Data block >>

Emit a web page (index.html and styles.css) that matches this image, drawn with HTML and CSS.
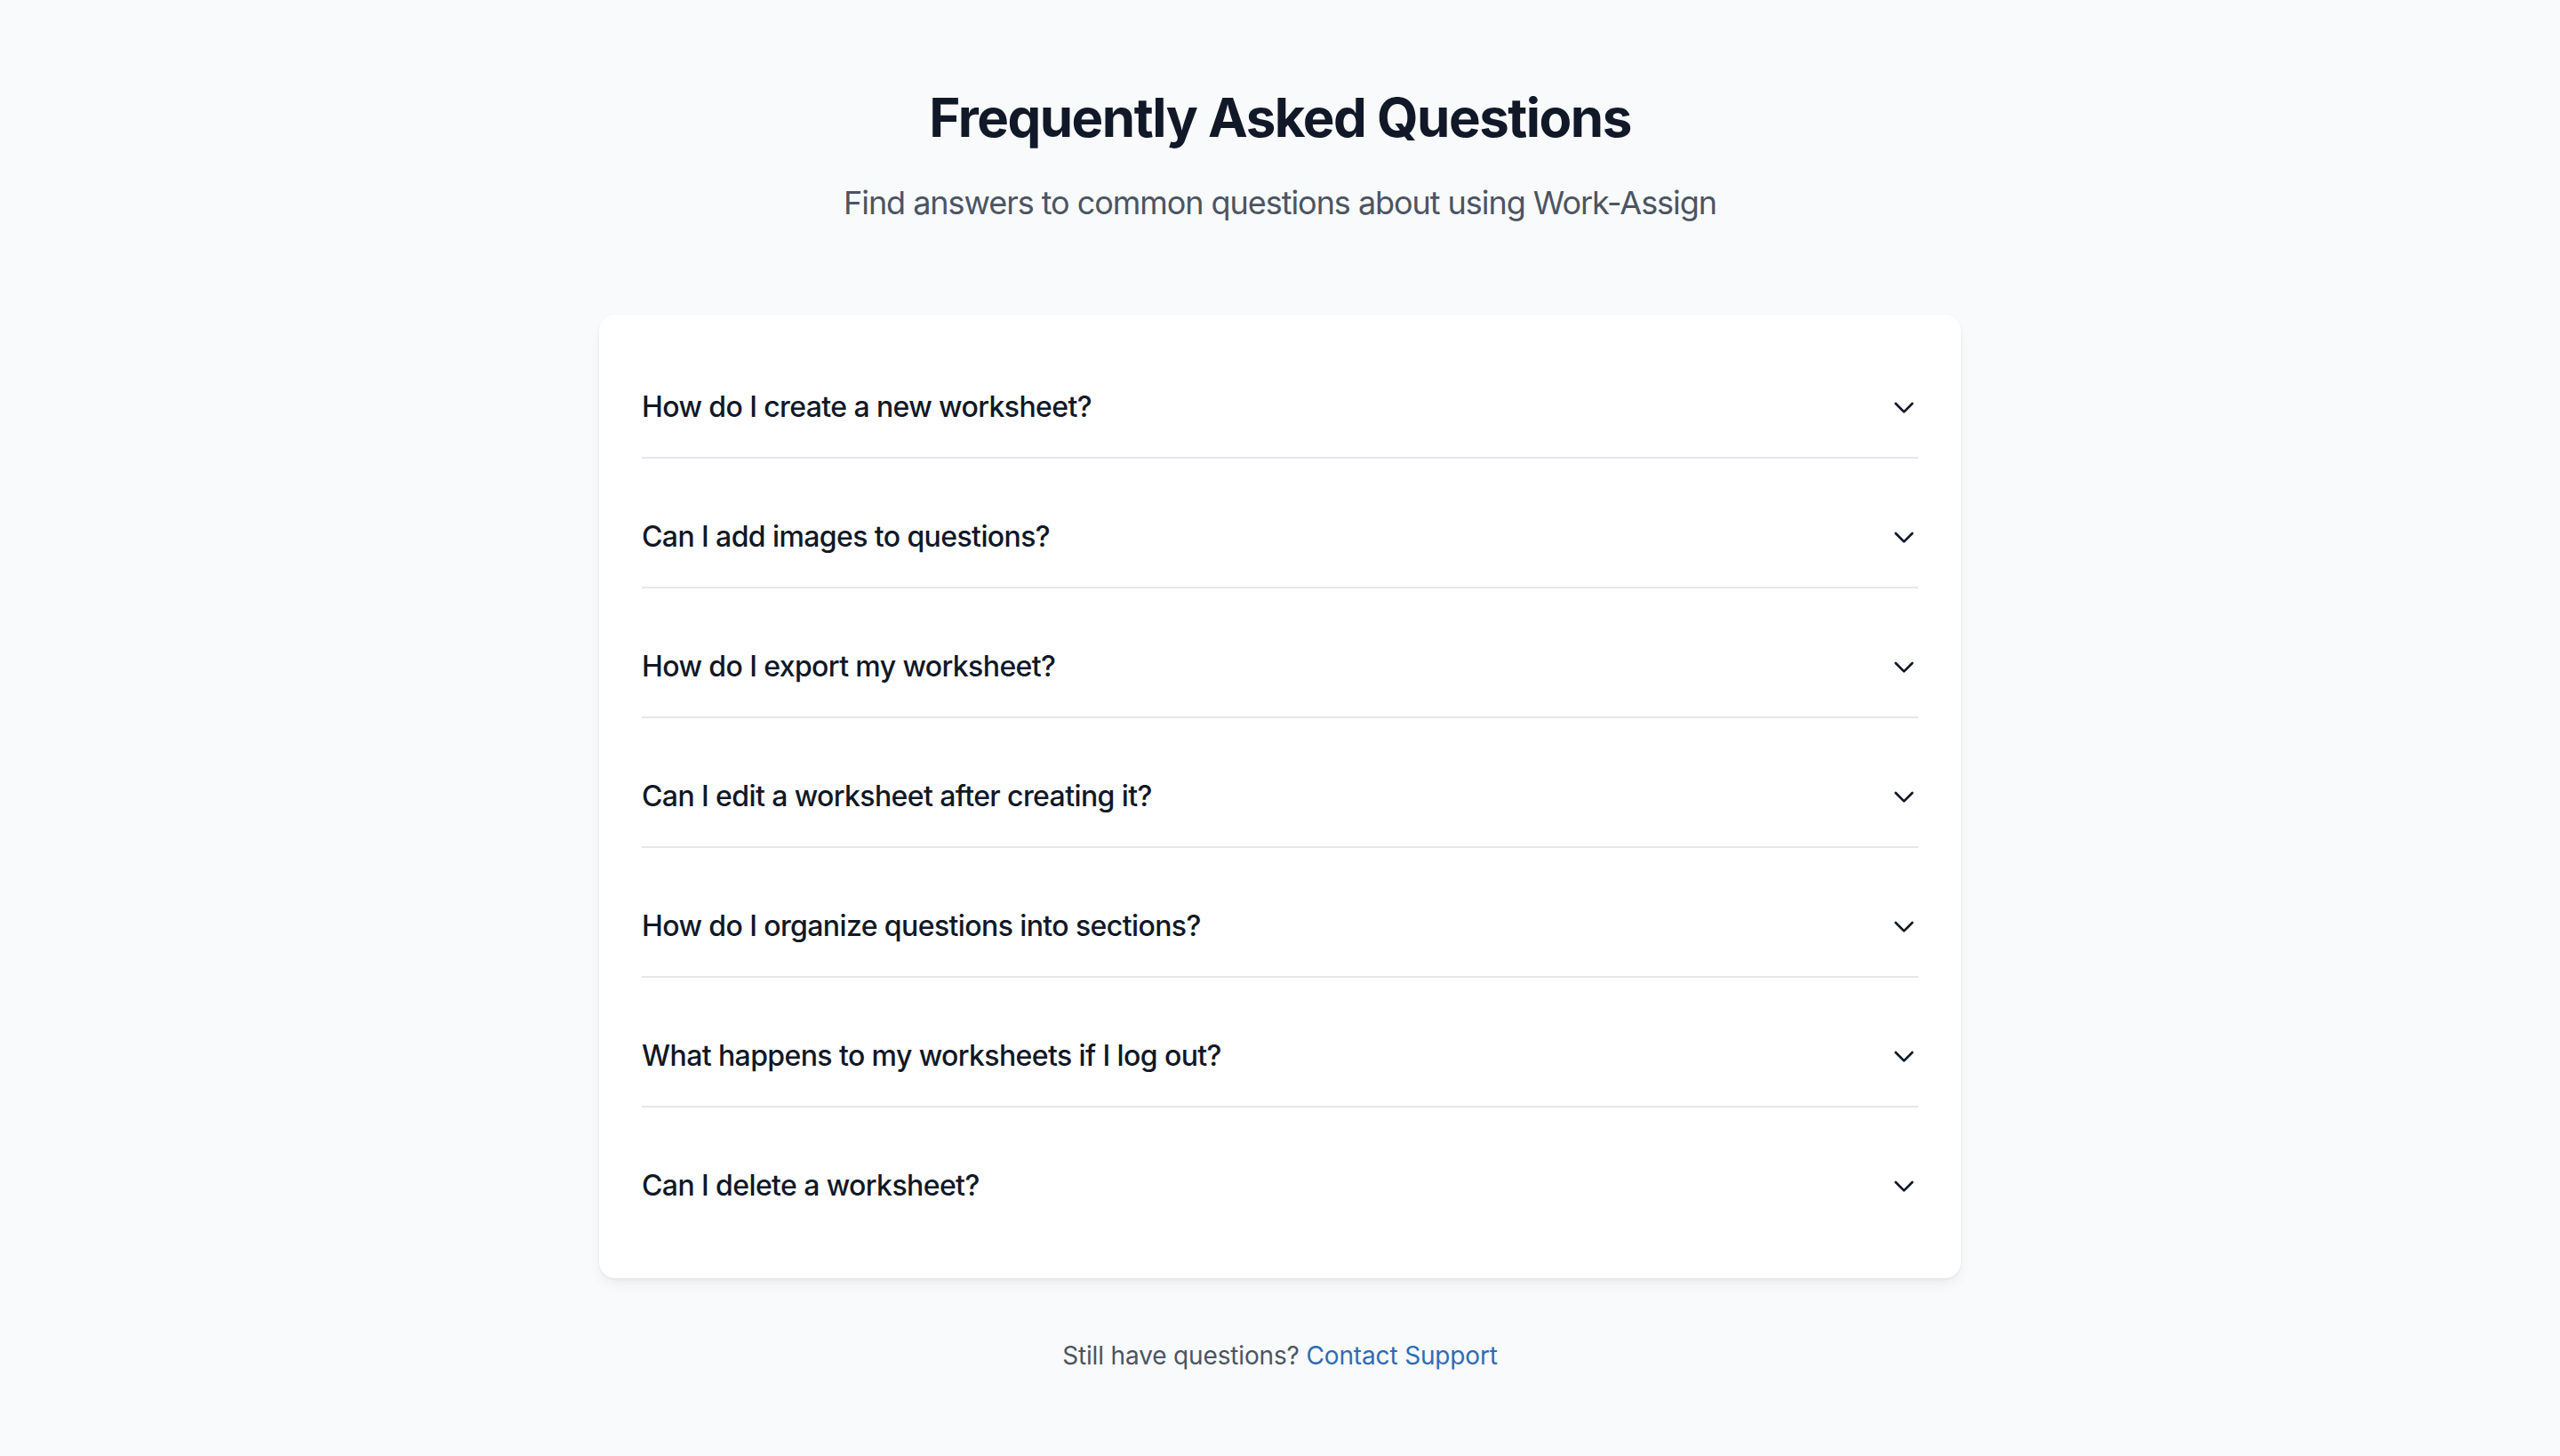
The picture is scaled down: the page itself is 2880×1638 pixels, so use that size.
FILE: index.html
```html
<!DOCTYPE html>
<html lang="en">
<head>
<meta charset="utf-8">
<title>FAQ</title>
<link rel="stylesheet" href="styles.css">
</head>
<body>
<main class="page">
  <header class="intro">
    <h1 class="title">Frequently Asked Questions</h1>
    <p class="subtitle">Find answers to common questions about using Work-Assign</p>
  </header>
  <section class="card">
    <div class="faq-item"><span class="question">How do I create a new worksheet?</span><svg class="chev" viewBox="0 0 24 24" fill="none" stroke="currentColor" stroke-width="2" stroke-linecap="round" stroke-linejoin="round"><path d="M19 9l-7 7-7-7"/></svg></div>
    <div class="faq-item"><span class="question">Can I add images to questions?</span><svg class="chev" viewBox="0 0 24 24" fill="none" stroke="currentColor" stroke-width="2" stroke-linecap="round" stroke-linejoin="round"><path d="M19 9l-7 7-7-7"/></svg></div>
    <div class="faq-item"><span class="question">How do I export my worksheet?</span><svg class="chev" viewBox="0 0 24 24" fill="none" stroke="currentColor" stroke-width="2" stroke-linecap="round" stroke-linejoin="round"><path d="M19 9l-7 7-7-7"/></svg></div>
    <div class="faq-item"><span class="question">Can I edit a worksheet after creating it?</span><svg class="chev" viewBox="0 0 24 24" fill="none" stroke="currentColor" stroke-width="2" stroke-linecap="round" stroke-linejoin="round"><path d="M19 9l-7 7-7-7"/></svg></div>
    <div class="faq-item"><span class="question">How do I organize questions into sections?</span><svg class="chev" viewBox="0 0 24 24" fill="none" stroke="currentColor" stroke-width="2" stroke-linecap="round" stroke-linejoin="round"><path d="M19 9l-7 7-7-7"/></svg></div>
    <div class="faq-item"><span class="question">What happens to my worksheets if I log out?</span><svg class="chev" viewBox="0 0 24 24" fill="none" stroke="currentColor" stroke-width="2" stroke-linecap="round" stroke-linejoin="round"><path d="M19 9l-7 7-7-7"/></svg></div>
    <div class="faq-item last"><span class="question">Can I delete a worksheet?</span><svg class="chev" viewBox="0 0 24 24" fill="none" stroke="currentColor" stroke-width="2" stroke-linecap="round" stroke-linejoin="round"><path d="M19 9l-7 7-7-7"/></svg></div>
  </section>
  <p class="footer">Still have questions? <a class="link" href="#">Contact Support</a></p>
</main>
</body>
</html>
```
FILE: styles.css
```css
* { box-sizing: border-box; }
html, body { margin: 0; padding: 0; }
body {
  background: #f9fafb;
  font-family: Inter, "Noto Sans", "Liberation Sans", sans-serif;
  color: #111827;
}
.page {
  max-width: 1532px;
  margin: 0 auto;
  padding: 96px 0 96px;
}
.intro { text-align: center; margin-bottom: 98px; }
.title {
  margin: 0;
  font-size: 60px;
  line-height: 72px;
  font-weight: 700;
  letter-spacing: -1.5px;
  color: #111827;
}
.subtitle {
  margin: 32px 0 0;
  font-size: 36px;
  line-height: 56px;
  letter-spacing: -1.05px;
  color: #4b5563;
}
.card {
  background: #fff;
  border-radius: 18px;
  padding: 48px;
  display: flex;
  flex-direction: column;
  gap: 32px;
  box-shadow: 0 1px 3px rgba(0,0,0,0.06), 0 8px 16px -4px rgba(0,0,0,0.08);
}
.faq-item {
  display: flex;
  align-items: center;
  justify-content: space-between;
  padding: 32px 0;
  border-bottom: 2px solid #e5e7eb;
}
.faq-item.last { border-bottom: none; }
.question {
  font-size: 32px;
  line-height: 48px;
  font-weight: 500;
  letter-spacing: -0.6px;
  color: #111827;
}
.chev { width: 32px; height: 32px; color: #111827; flex: none; }
.footer {
  margin: 67px 0 0;
  text-align: center;
  font-size: 28px;
  line-height: 40px;
  letter-spacing: -0.15px;
  color: #4b5563;
}
.link { color: #2d6cb5; text-decoration: none; }
```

Exercise description >>
Print out the whole of the material word for word, without pictures.

Exercise answer >>
Emit a web page (index.html and styles.css) that matches this image, drawn with HTML and CSS.
The picture is scaled down: the page itself is 2880×1638 pixels, so use that size.
FILE: index.html
```html
<!DOCTYPE html>
<html lang="en">
<head>
<meta charset="utf-8">
<title>FAQ</title>
<link rel="stylesheet" href="styles.css">
</head>
<body>
<main class="page">
  <header class="intro">
    <h1 class="title">Frequently Asked Questions</h1>
    <p class="subtitle">Find answers to common questions about using Work-Assign</p>
  </header>
  <section class="card">
    <div class="faq-item"><span class="question">How do I create a new worksheet?</span><svg class="chev" viewBox="0 0 24 24" fill="none" stroke="currentColor" stroke-width="2" stroke-linecap="round" stroke-linejoin="round"><path d="M19 9l-7 7-7-7"/></svg></div>
    <div class="faq-item"><span class="question">Can I add images to questions?</span><svg class="chev" viewBox="0 0 24 24" fill="none" stroke="currentColor" stroke-width="2" stroke-linecap="round" stroke-linejoin="round"><path d="M19 9l-7 7-7-7"/></svg></div>
    <div class="faq-item"><span class="question">How do I export my worksheet?</span><svg class="chev" viewBox="0 0 24 24" fill="none" stroke="currentColor" stroke-width="2" stroke-linecap="round" stroke-linejoin="round"><path d="M19 9l-7 7-7-7"/></svg></div>
    <div class="faq-item"><span class="question">Can I edit a worksheet after creating it?</span><svg class="chev" viewBox="0 0 24 24" fill="none" stroke="currentColor" stroke-width="2" stroke-linecap="round" stroke-linejoin="round"><path d="M19 9l-7 7-7-7"/></svg></div>
    <div class="faq-item"><span class="question">How do I organize questions into sections?</span><svg class="chev" viewBox="0 0 24 24" fill="none" stroke="currentColor" stroke-width="2" stroke-linecap="round" stroke-linejoin="round"><path d="M19 9l-7 7-7-7"/></svg></div>
    <div class="faq-item"><span class="question">What happens to my worksheets if I log out?</span><svg class="chev" viewBox="0 0 24 24" fill="none" stroke="currentColor" stroke-width="2" stroke-linecap="round" stroke-linejoin="round"><path d="M19 9l-7 7-7-7"/></svg></div>
    <div class="faq-item last"><span class="question">Can I delete a worksheet?</span><svg class="chev" viewBox="0 0 24 24" fill="none" stroke="currentColor" stroke-width="2" stroke-linecap="round" stroke-linejoin="round"><path d="M19 9l-7 7-7-7"/></svg></div>
  </section>
  <p class="footer">Still have questions? <a class="link" href="#">Contact Support</a></p>
</main>
</body>
</html>
```
FILE: styles.css
```css
* { box-sizing: border-box; }
html, body { margin: 0; padding: 0; }
body {
  background: #f9fafb;
  font-family: Inter, "Noto Sans", "Liberation Sans", sans-serif;
  color: #111827;
}
.page {
  max-width: 1532px;
  margin: 0 auto;
  padding: 96px 0 96px;
}
.intro { text-align: center; margin-bottom: 98px; }
.title {
  margin: 0;
  font-size: 60px;
  line-height: 72px;
  font-weight: 700;
  letter-spacing: -1.5px;
  color: #111827;
}
.subtitle {
  margin: 32px 0 0;
  font-size: 36px;
  line-height: 56px;
  letter-spacing: -1.05px;
  color: #4b5563;
}
.card {
  background: #fff;
  border-radius: 18px;
  padding: 48px;
  display: flex;
  flex-direction: column;
  gap: 32px;
  box-shadow: 0 1px 3px rgba(0,0,0,0.06), 0 8px 16px -4px rgba(0,0,0,0.08);
}
.faq-item {
  display: flex;
  align-items: center;
  justify-content: space-between;
  padding: 32px 0;
  border-bottom: 2px solid #e5e7eb;
}
.faq-item.last { border-bottom: none; }
.question {
  font-size: 32px;
  line-height: 48px;
  font-weight: 500;
  letter-spacing: -0.6px;
  color: #111827;
}
.chev { width: 32px; height: 32px; color: #111827; flex: none; }
.footer {
  margin: 67px 0 0;
  text-align: center;
  font-size: 28px;
  line-height: 40px;
  letter-spacing: -0.15px;
  color: #4b5563;
}
.link { color: #2d6cb5; text-decoration: none; }
```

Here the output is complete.